Moreover, the stored data can be used to perform advanced analytics and statistical modeling techniques such as clustering, regression, and predictive modeling. These techniques can identify patterns and relationships within the data and enable accurate predictions and forecasts based on historical trends.

Overall, the availability of structured data in a database can be a powerful tool for organizations seeking to make data-driven decisions, as it enables efficient data analysis and the extraction of valuable insights that can be used to inform business strategy and decision-making.

### Tools and Technologies Used
- Selenium
- Beautiful soup
- Mongodb






Importing libraries


In [4]:
from bs4 import BeautifulSoup
import requests
import time
import re
from selenium import webdriver
from selenium.webdriver.common.keys import Keys
from selenium.webdriver.common.by import By
import os
import json
import pymongo 
import re


### Top 30 pizzeria


Storing the html page with the listing of top 30 pizzeria on disk

In [1418]:
URL = "https://www.yellowpages.com/search?search_terms=pizzeria&geo_location_terms=San+Francisco%2C+CA"
header={''}
page1 = requests.get(URL,headers=header)
doc1 = BeautifulSoup(page1.text, 'lxml')
saveString(doc1,"sf_pizzeria_search_page.html")


Opening the search result page and loading html in a beautiful soup object


In [13]:
mylist=[]
with open("sf_pizzeria_search_page.html",'r',encoding='utf-8') as a:          
    mylist.append(a.read())
    soup = BeautifulSoup(mylist[0], 'lxml')

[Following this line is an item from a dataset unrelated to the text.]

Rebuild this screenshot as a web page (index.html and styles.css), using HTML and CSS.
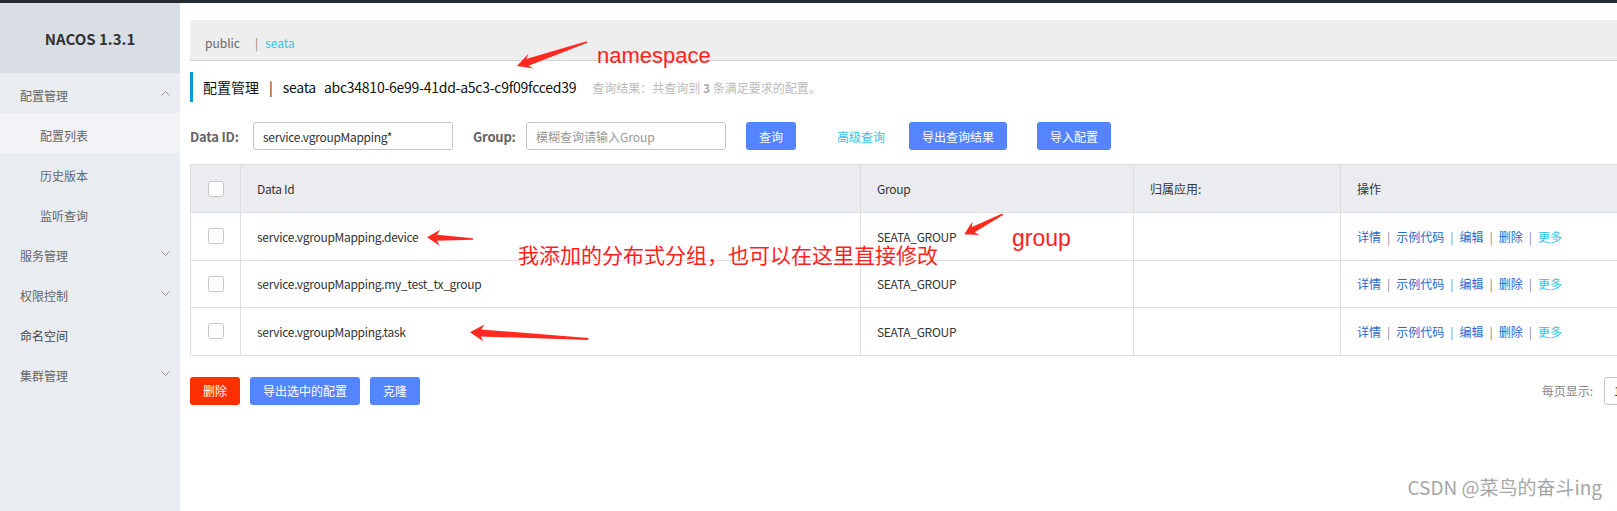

Function to get rank number of each search result


In [1420]:
def search_rank(html_object,num):
    rank_list=[]
    for counter in range(0,num):
        y2=html_object.find('div',attrs={"class":"search-results organic"}).findAll("div",attrs={"class":"info"})[counter].find("h2",attrs={"class":"n"}).text
        a=re.findall("(.*)\.", str(y2))
        rank_list.append(a[0])
    return rank_list


Function to get name of the shop


In [1421]:
def name(html_object,num):   
    name_list=[]
    for counter in range(0,num):
        y=html_object.find('div',attrs={"class":"search-results organic"}).findAll("div",attrs={"class":"info"})[counter].find("h2",attrs={"class":"n"}).find('span').text
        name_list.append(y)
    return name_list


Function to get list of URLs   


In [1422]:
def get_url(html_object,num):
    list_url=[]

    for counter in range(0,num):
        list_of_contents=html_object.find('div',attrs={"class":"search-results organic"}).findAll('div',attrs= {"class" : "info-section info-primary"})
        part2=(list_of_contents[counter].findAll('a')[0].get("href"))
        list_url.append("https://www.yellowpages.com"+part2)
    return list_url


Function to get star ratings if exists


In [1423]:
def get_star_ratings(html_object,num):
    star_ratings_list=[]

    for counter in range(0,num):
        try:
            y=html_object.find('div',attrs={"class":"search-results organic"}).findAll("div",attrs={"class":"info"})[counter].find("a",attrs={"class":"rating hasExtraRating"}).find("div").get("class")[1]
            star_ratings_list.append(y)
        except:
            star_ratings_list.append("NA")
    return star_ratings_list

Function to fetch count of star ratings reviews


In [1424]:
def star_reviews_count(html_object,num):
    star_num_reviews=[]
    for counter in range(0,num):
        try:
            y=html_object.find('div',attrs={"class":"search-results organic"}).findAll("div",attrs={"class":"info"})[counter].find("a",attrs={"class":"rating hasExtraRating"}).text
            star_num_reviews.append(y)
        except:
            star_num_reviews.append("NA")
    return star_num_reviews

Function to get TA ratings and count of ratings  


In [1425]:
def ta_ratings(html_object,num):
    trip_advisor_ratings=[]
    ta_num_reviews=[]
    for counter in range(0,num):
        y=html_object.find('div',attrs={"class":"search-results organic"}).findAll("div",attrs={"class":"info"})[counter].find("div",attrs={"class":"ratings"}).get('data-tripadvisor')
        try:
            z=json.loads(y)
            for key, value in z.items():   # iter on both keys and values
                if key.startswith('rating'):
                        trip_advisor_ratings.append(value)
                if key.startswith('count'):
                        ta_num_reviews.append(value)
        except:
            trip_advisor_ratings.append("NA")
            ta_num_reviews.append("NA")
            
    return (trip_advisor_ratings,ta_num_reviews)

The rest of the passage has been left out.